- _GOAL_
Write out every line of the material as it stands, apart from the pictures.

- _DATA BLOCK_
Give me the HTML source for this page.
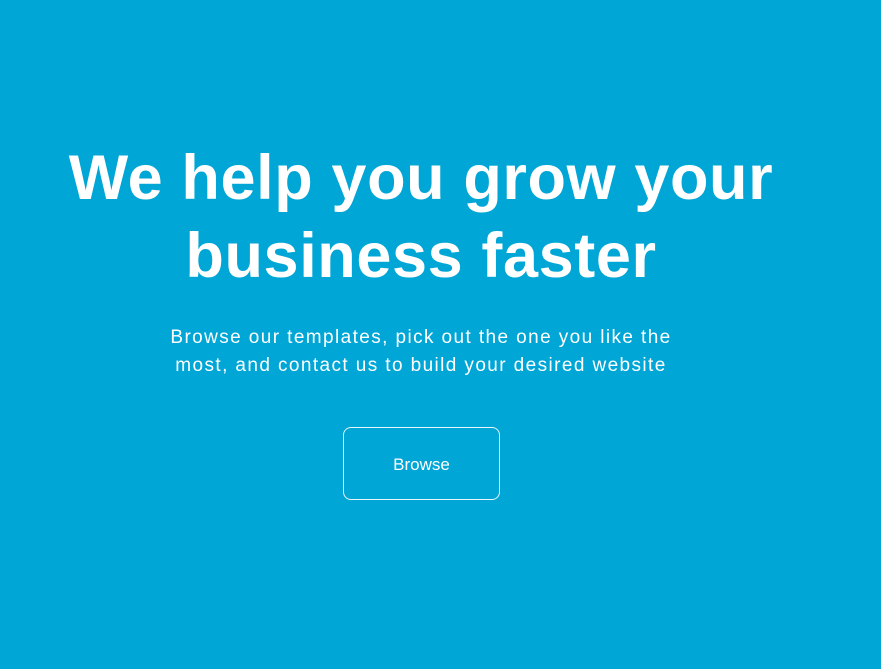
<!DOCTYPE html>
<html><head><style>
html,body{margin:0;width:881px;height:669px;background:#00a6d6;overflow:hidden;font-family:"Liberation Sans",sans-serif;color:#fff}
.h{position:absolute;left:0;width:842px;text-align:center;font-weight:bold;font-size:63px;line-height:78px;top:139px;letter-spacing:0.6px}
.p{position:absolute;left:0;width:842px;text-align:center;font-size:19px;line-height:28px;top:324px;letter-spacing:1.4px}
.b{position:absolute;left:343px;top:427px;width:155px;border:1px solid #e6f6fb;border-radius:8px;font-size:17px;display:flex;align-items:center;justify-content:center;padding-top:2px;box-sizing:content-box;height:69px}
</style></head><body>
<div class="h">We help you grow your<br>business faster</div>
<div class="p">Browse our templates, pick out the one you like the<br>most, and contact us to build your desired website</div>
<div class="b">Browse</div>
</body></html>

- _SOLUTION TO THE PROBLEM_
Give me the HTML source for this page.
<!DOCTYPE html>
<html><head><style>
html,body{margin:0;width:881px;height:669px;background:#00a6d6;overflow:hidden;font-family:"Liberation Sans",sans-serif;color:#fff}
.h{position:absolute;left:0;width:842px;text-align:center;font-weight:bold;font-size:63px;line-height:78px;top:139px;letter-spacing:0.6px}
.p{position:absolute;left:0;width:842px;text-align:center;font-size:19px;line-height:28px;top:324px;letter-spacing:1.4px}
.b{position:absolute;left:343px;top:427px;width:155px;border:1px solid #e6f6fb;border-radius:8px;font-size:17px;display:flex;align-items:center;justify-content:center;padding-top:2px;box-sizing:content-box;height:69px}
</style></head><body>
<div class="h">We help you grow your<br>business faster</div>
<div class="p">Browse our templates, pick out the one you like the<br>most, and contact us to build your desired website</div>
<div class="b">Browse</div>
</body></html>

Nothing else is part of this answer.